First Impression: Kimi ni Todoke (Netflix, Live-Action)

Kuronuma Sawako is a curiosity. While she insists to a friend from her middle school days that she isn’t being bullied, Kuronuma is still treated like an outcast. Her classmates look at her like she’s a ghost out of a horror film, even referring to her as Sadako, to whom she has a passing resemblence, and literally fleeing in horror when she tries to talk to them. Isolated and awkward, Kuronuma has a heart of kindness but isn’t able to express it to her classmates. But Kazehaya Shouta, a popular boy in class, recognizes Sawako’s sweet nature and treats her kindly. From spending time with her during a test of courage event to standing up for Kuronuma during class, Kazehaya continually demonstrates the kind of character that she seeks to have as well. But could it be that this gap between Kazehaya to Kuronuma, “from me to you” (kimi ni todoke), isn’t nearly as far as she believes it to be?

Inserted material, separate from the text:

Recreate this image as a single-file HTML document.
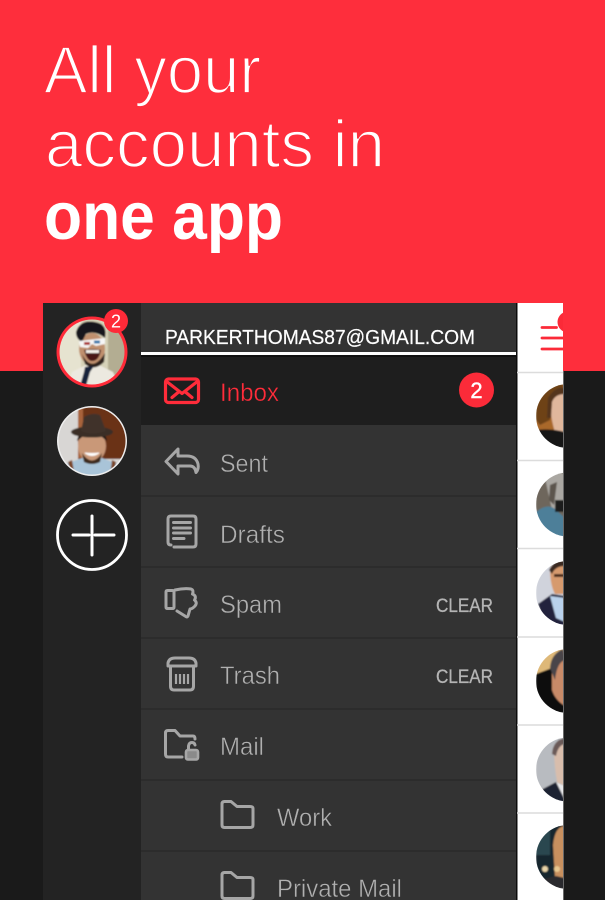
<!DOCTYPE html>
<html><head><meta charset="utf-8"><title>All your accounts in one app</title>
<style>
html,body{margin:0;padding:0;background:#1a1a1a}
svg{display:block}
text{font-family:"Liberation Sans",sans-serif}
.l{font-size:25px;fill:#b0b0b0;stroke:#333;stroke-width:.45}
.i{fill:none;stroke:#a6a6a6;stroke-width:3;stroke-linecap:round;stroke-linejoin:round}
.c{font-size:19px;fill:#b4b4b4;stroke:#b4b4b4;stroke-width:.3}
.sep{stroke:#2b2b2b;stroke-width:1.6}
.wsep{stroke:#dcdcdc;stroke-width:1.6}
</style></head>
<body>
<svg xmlns="http://www.w3.org/2000/svg" width="605" height="900" viewBox="0 0 605 900">
<defs>
<clipPath id="a1"><circle cx="92" cy="352" r="32.500"/></clipPath>
<clipPath id="a2"><circle cx="92" cy="441" r="33.500"/></clipPath>
<clipPath id="right"><rect x="517" y="303" width="46" height="597"/></clipPath>
<clipPath id="p1"><circle cx="568" cy="416" r="32"/></clipPath>
<clipPath id="p2"><circle cx="568" cy="504.500" r="32"/></clipPath>
<clipPath id="p3"><circle cx="568" cy="593" r="32"/></clipPath>
<clipPath id="p4"><circle cx="568" cy="681" r="32"/></clipPath>
<clipPath id="p5"><circle cx="568" cy="769.500" r="32"/></clipPath>
<clipPath id="p6"><circle cx="568" cy="857" r="32"/></clipPath>
<filter id="b" x="-10%" y="-10%" width="120%" height="120%"><feGaussianBlur stdDeviation=".8"/></filter>
</defs>

<rect width="605" height="900" fill="#1a1a1a"/>
<rect width="605" height="371" fill="#fe2e3c"/>

<g fill="#fff">
<text x="44" y="93" font-size="67" textLength="217" lengthAdjust="spacingAndGlyphs" stroke="#fe2e3c" stroke-width="1.800">All your</text>
<text x="45" y="167" font-size="67" textLength="340" lengthAdjust="spacingAndGlyphs" stroke="#fe2e3c" stroke-width="1.800">accounts in</text>
<text x="44" y="239" font-size="67" font-weight="700" textLength="239" lengthAdjust="spacingAndGlyphs">one app</text>
</g>

<!-- rail and drawer -->
<rect x="43" y="303" width="98" height="597" fill="#232323"/>
<rect x="141" y="303" width="376" height="597" fill="#333"/>
<rect x="141" y="355" width="376" height="70" fill="#1e1e1e"/>
<rect x="141" y="355" width="376" height="2" fill="#111"/>
<rect x="141" y="352" width="376" height="3" fill="#fff"/>
<line class="sep" x1="141" x2="517" y1="496" y2="496"/>
<line class="sep" x1="141" x2="517" y1="567" y2="567"/>
<line class="sep" x1="141" x2="517" y1="638" y2="638"/>
<line class="sep" x1="141" x2="517" y1="709" y2="709"/>
<line class="sep" x1="141" x2="517" y1="780" y2="780"/>
<line class="sep" x1="141" x2="517" y1="851" y2="851"/>

<text x="165" y="344" font-size="20" fill="#fff" stroke="#fff" stroke-width=".2" textLength="310" lengthAdjust="spacingAndGlyphs">PARKERTHOMAS87@GMAIL.COM</text>

<!-- avatar 1 -->
<circle cx="92" cy="352" r="35.500" fill="#ff2a38"/>
<g clip-path="url(#a1)"><g filter="url(#b)">
<rect x="57" y="317" width="70" height="70" fill="#d6d2b8"/>
<rect x="57" y="317" width="24" height="70" fill="#e6e3d0"/>
<rect x="108" y="317" width="20" height="70" fill="#b3ad92"/>
<path d="M68 387L72 372L86 365L99 365L113 372L120 387Z" fill="#ece9e0"/>
<ellipse cx="92" cy="349" rx="13" ry="16" fill="#c0906e"/>
<path d="M82 354Q92 374 105 353L104 362Q94 372 85 364Z" fill="#2e221c"/>
<path d="M76 332Q80 319 95 322Q108 324 105 338Q95 330 86 334L82 342Q76 339 76 332Z" fill="#17141a"/>
<path d="M84 350Q93 348 101 350Q99 361 92 361Q87 361 84 350Z" fill="#4a1616"/>
<rect x="86" y="350" width="13" height="3" fill="#f4f0ea"/>
<path d="M79 341L105 338L105 344L96 346L92 344L88 348L80 347Z" fill="#f6f6f6"/>
<rect x="84" y="342" width="6" height="3" fill="#a33"/><rect x="94" y="340.500" width="6" height="3" fill="#37a"/>
<path d="M85 367L94 366L90 372L86 386L80 386L84 372Z" fill="#16223a"/>
</g></g>

<circle cx="116" cy="321" r="12" fill="#ff2a38"/>
<text x="116" y="327.500" font-size="18" fill="#fff" text-anchor="middle">2</text>

<!-- avatar 2 -->
<circle cx="92" cy="441" r="35" fill="#eee"/>
<g clip-path="url(#a2)"><g filter="url(#b)">
<rect x="57" y="407" width="70" height="70" fill="#d8d6d4"/>
<rect x="78" y="407" width="50" height="52" fill="#6a3219"/>
<rect x="78" y="408" width="5" height="50" fill="#a8643a"/>
<path d="M62 477L66 464L82 458H102L118 464L122 477Z" fill="#a9c4d8"/>
<path d="M68 462L72 477H75L72 460ZM112 460L110 477H113L116 462Z" fill="#7a4526"/>
<ellipse cx="92" cy="446" rx="14" ry="16" fill="#c99878"/>
<path d="M82 453Q92 468 102 453L100 462Q92 466 84 462Z" fill="#3e2a1e"/>
<path d="M85 453Q92 458 99 453Q92 454 85 453Z" fill="#fff" stroke="#fff"/>
<path d="M77 441Q78 431 92 431Q106 431 107 441L102 437H82Z" fill="#1e1815"/>
<ellipse cx="92" cy="432" rx="21" ry="5.500" fill="#3a2e26"/>
<path d="M81 431L84 417Q92 412 100 415L106 431Q92 436 81 431Z" fill="#40332b"/>
</g></g>

<!-- plus -->
<circle cx="92" cy="535" r="34.500" fill="none" stroke="#fff" stroke-width="2.800"/>
<path d="M73 535H89M95 535H114M92 516V555" fill="none" stroke="#fff" stroke-width="3" stroke-linecap="round"/>

<!-- Inbox -->
<g fill="none" stroke="#ff2c3a" stroke-width="3.200" stroke-linecap="round" stroke-linejoin="round">
<rect x="165.500" y="379" width="33" height="23.500" rx="3"/>
<path d="M166 381L182 393.500L198 381M172 397.500L178 392.500M192 397.500L186 392.500"/>
</g>
<text x="220" y="401" font-size="25" fill="#ff2c3a" stroke="#1e1e1e" stroke-width=".35" textLength="59" lengthAdjust="spacingAndGlyphs">Inbox</text>
<circle cx="476.500" cy="390" r="17.500" fill="#fb2b39"/>
<text x="476.500" y="398" font-size="22" fill="#fff" stroke="#fff" stroke-width=".4" text-anchor="middle">2</text>

<!-- Sent -->
<path class="i" d="M178 449L166 461.500L178 474V466H190Q195 466 196 472.500Q199 469 198 464Q196 456 187 456H178Z"/>
<text class="l" x="220" y="472" textLength="48" lengthAdjust="spacingAndGlyphs">Sent</text>

<!-- Drafts -->
<path class="i" d="M171 545Q168 545 168 542V519Q168 516 171 516H193Q196 516 196 519V544Q196 547 193 547H174"/>
<path class="i" stroke-width="2.600" d="M173.500 522.500H190.500M173.500 528H190.500M173.500 533H190.500M173.500 538.500H184"/>
<text class="l" x="220" y="543" textLength="65" lengthAdjust="spacingAndGlyphs">Drafts</text>

<!-- Spam -->
<path class="i" d="M167.500 590.500H172.500Q174 590.500 174 592V607Q174 608.500 172.500 608.500H167.500Q166 608.500 166 607V592Q166 590.500 167.500 590.500Z"/>
<path class="i" d="M175 590Q184 588 191 589Q194 590 192.500 594Q197 596 194.500 600Q198 603 194.500 606.500Q192 609 190 609L188 616Q187 618 185 616L177 611"/>
<text class="l" x="220" y="613" textLength="62" lengthAdjust="spacingAndGlyphs">Spam</text>
<text class="c" x="436" y="612" textLength="57" lengthAdjust="spacingAndGlyphs">CLEAR</text>

<!-- Trash -->
<path class="i" d="M168 666V663Q169 658 175 658H189Q195 658 196 663V666Z"/>
<path class="i" d="M170.500 666V686Q170.500 690 174 690H190Q193.500 690 193.500 686V666"/>
<path d="M176 674V684M180 674V684M184 674V684M188 674V684" fill="none" stroke="#a6a6a6" stroke-width="2.200"/>
<text class="l" x="220" y="684" textLength="60" lengthAdjust="spacingAndGlyphs">Trash</text>
<text class="c" x="436" y="683" textLength="57" lengthAdjust="spacingAndGlyphs">CLEAR</text>

<!-- Mail -->
<path class="i" d="M182 757H168Q165.500 757 165.500 754V733Q165.500 730.500 168 730.500H175L180 736H193Q195 736 195 739"/>
<rect x="186" y="750" width="12" height="9.500" rx="2" fill="#8a8a8a" stroke="#a6a6a6" stroke-width="2.600"/>
<path class="i" stroke-width="2.400" d="M188.500 749V746Q189 742.500 192 742.500Q194.500 742.500 195 745"/>
<text class="l" x="220" y="755" textLength="44" lengthAdjust="spacingAndGlyphs">Mail</text>

<!-- Work -->
<path class="i" d="M224.500 827.500H250Q253 827.500 253 825V808.500Q253 806.500 250 806.500H237L231 801.500H224.500Q222 801.500 222 804V825Q222 827.500 224.500 827.500Z"/>
<text class="l" x="277" y="826" textLength="55" lengthAdjust="spacingAndGlyphs">Work</text>

<!-- Private Mail -->
<path class="i" d="M224.500 898.500H250Q253 898.500 253 896V879.500Q253 877.500 250 877.500H237L231 872.500H224.500Q222 872.500 222 875V896Q222 898.500 224.500 898.500Z"/>
<text class="l" x="277" y="897" textLength="125" lengthAdjust="spacingAndGlyphs">Private Mail</text>

<!-- right panel -->
<rect x="516" y="303" width="1.500" height="597" fill="#0c0c0c"/>
<rect x="517.500" y="303" width="45.500" height="597" fill="#fff"/>
<g clip-path="url(#right)">
<path d="M542 327.500H556.500M542 338H563M542 349H563" fill="none" stroke="#fb2a38" stroke-width="2.800" stroke-linecap="round"/>
<circle cx="568" cy="322" r="10.500" fill="#fb2a38"/>
<line class="wsep" x1="517" x2="563" y1="372.500" y2="372.500"/>
<line class="wsep" x1="517" x2="563" y1="460.500" y2="460.500"/>
<line class="wsep" x1="517" x2="563" y1="548.500" y2="548.500"/>
<line class="wsep" x1="517" x2="563" y1="637" y2="637"/>
<line class="wsep" x1="517" x2="563" y1="725" y2="725"/>
<line class="wsep" x1="517" x2="563" y1="813" y2="813"/>

<g clip-path="url(#p1)"><g filter="url(#b)">
<rect x="536" y="384" width="32" height="64" fill="#a9682a"/>
<path d="M536 384H563V392L553 396L550 420L540 425L536 420Z" fill="#6e4319"/>
<path d="M549 398Q556 388 565 392V432H555Q551 420 549 398Z" fill="#e0b79c"/>
<path d="M548 398Q555 386 565 388V394Q555 394 552 402L551 418L547 418Z" fill="#54341f"/>
<path d="M536 430Q550 428 565 432V448H536Z" fill="#181414"/>
</g></g>

<g clip-path="url(#p2)"><g filter="url(#b)">
<rect x="536" y="472" width="32" height="65" fill="#6e665c"/>
<path d="M545 478Q555 470 565 474V510H552Z" fill="#aaa7a2"/>
<path d="M550 485L557 482L554 505L549 500Z" fill="#5b544e"/>
<path d="M536 512Q548 502 556 510L565 518V537H536Z" fill="#4d7f99"/>
<rect x="555" y="500" width="10" height="12" fill="#1f1c1a"/>
</g></g>

<g clip-path="url(#p3)"><g filter="url(#b)">
<rect x="536" y="561" width="32" height="64" fill="#d0d3dc"/>
<path d="M550 568Q557 558 565 561V594H555Q550 585 550 568Z" fill="#d69a6e"/>
<path d="M549 570Q556 558 565 560V566Q555 566 552 574Z" fill="#3a2a22"/>
<rect x="554" y="574" width="10" height="3" fill="#4a2c1e"/>
<path d="M538 604L552 594L565 596V625H545Z" fill="#23223c"/>
<path d="M550 596L565 598V622L556 618Z" fill="#b9d2ec"/>
</g></g>

<g clip-path="url(#p4)"><g filter="url(#b)">
<rect x="536" y="649" width="32" height="64" fill="#deb878"/>
<path d="M536 674L552 668L565 680V713H536Z" fill="#111"/>
<path d="M552 666Q555 652 565 651V706Q555 700 552 690Z" fill="#c88a68"/>
<path d="M550 668Q551 654 563 649L565 660Q557 662 555 680Z" fill="#4a4448"/>
</g></g>

<g clip-path="url(#p5)"><g filter="url(#b)">
<rect x="536" y="737" width="32" height="65" fill="#b8bbc0"/>
<path d="M554 752Q555 740 565 739V785H558Q555 775 554 752Z" fill="#d8bdac"/>
<path d="M552 754Q553 740 565 738V744Q558 745 556 756Z" fill="#6a5a58"/>
<path d="M541 790L556 782L565 786V802H548Z" fill="#1e2033"/>
<path d="M556 782L565 786V800Z" fill="#e8e8ea"/>
</g></g>

<g clip-path="url(#p6)"><g filter="url(#b)">
<rect x="536" y="825" width="32" height="64" fill="#16282e"/>
<rect x="536" y="825" width="14" height="30" fill="#2a4650"/>
<path d="M553 845Q555 826 565 826V878H555Z" fill="#c8905e"/>
<circle cx="545" cy="869" r="3" fill="#e8d4a8"/>
<circle cx="557" cy="869" r="3" fill="#e8c890"/>
<path d="M540 880L556 876L565 878V889H545Z" fill="#2a2a2e"/>
</g></g>
</g>
<rect x="563" y="371" width="1" height="529" fill="#6a6a6a"/>
</svg>
</body></html>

The latest incarnation of Kimi ni Todoke dropped on Netflix today as a live-action series. Twelve episodes are currently out, but this first impression post focuses just on the initial one, which lines up almost precisely, even scene by scene in many cases, with episode one of the anime. Indeed, it tries really hard to emulate the anime specifically, even down to Sara Minami (Kuronuma) imitating Mamiko Noto’s voice. She does that admirably, but the acting is otherwise off. Kuronuma is more than just the poor communicator that Minami is portraying; the earnestness, expressiveness, and glow aren’t being shown in her portrayal. It’s lacking nuance and feels artificial, as if Minami is being told to look at certain places as she talks rather than just inhabiting the character. Still, she’s considerably better than Ōji Suzuka, who as Kazehaya is terribly miscast. He’s too scrawny-looking and he doesn’t command the screen like Kazehaya should. Suzuka’s acting is unintentionally awkward, which is also true of other actors in various scenes in this episode, though Riho Nakamura, who plays Chizuru, and the adult actors do a wonderful job in their roles, offering a bit of balance. Besides some of the acting issues, the series is suffers in comparison to Netflix’s other big Asian romance offering—Korean dramas, which are so full of life and high in production value. While live-action adaptations of anime romances are often “good,” they are rarely memorable, and little in episode one of Kimi ni Todoke seems to buck the trend.

So is there hope for this series? I think there’s some, yes. It reminds me of Harry Potter, a franchise where the young actors needed to grow into their roles, and I can see that happening here. There were also a few lovely scenes (I confess getting emotional ib a couple of occasions near the end of the episode), though that’s the excellent source material shining through. If the two leads can’t find their way, then the show will end up as just another adaptation. And for how wonderful the manga and anime are, that would be a terrible shame.

Kimi ni Todoke is streaming on Netflix.

3 thoughts on “First Impression: Kimi ni Todoke (Netflix, Live-Action)

  1. I’ve heard a lot about this series in passing, though I’m not familiar with the franchise. It’s a bit of a shame they went a bit too hard on replicating the anime in that initial episode. This series has so much heart and could have really benefited with having more of it’s own personality. I really appreciate your review here since I’ve been morbidly curious but not quite enough to watch it myself!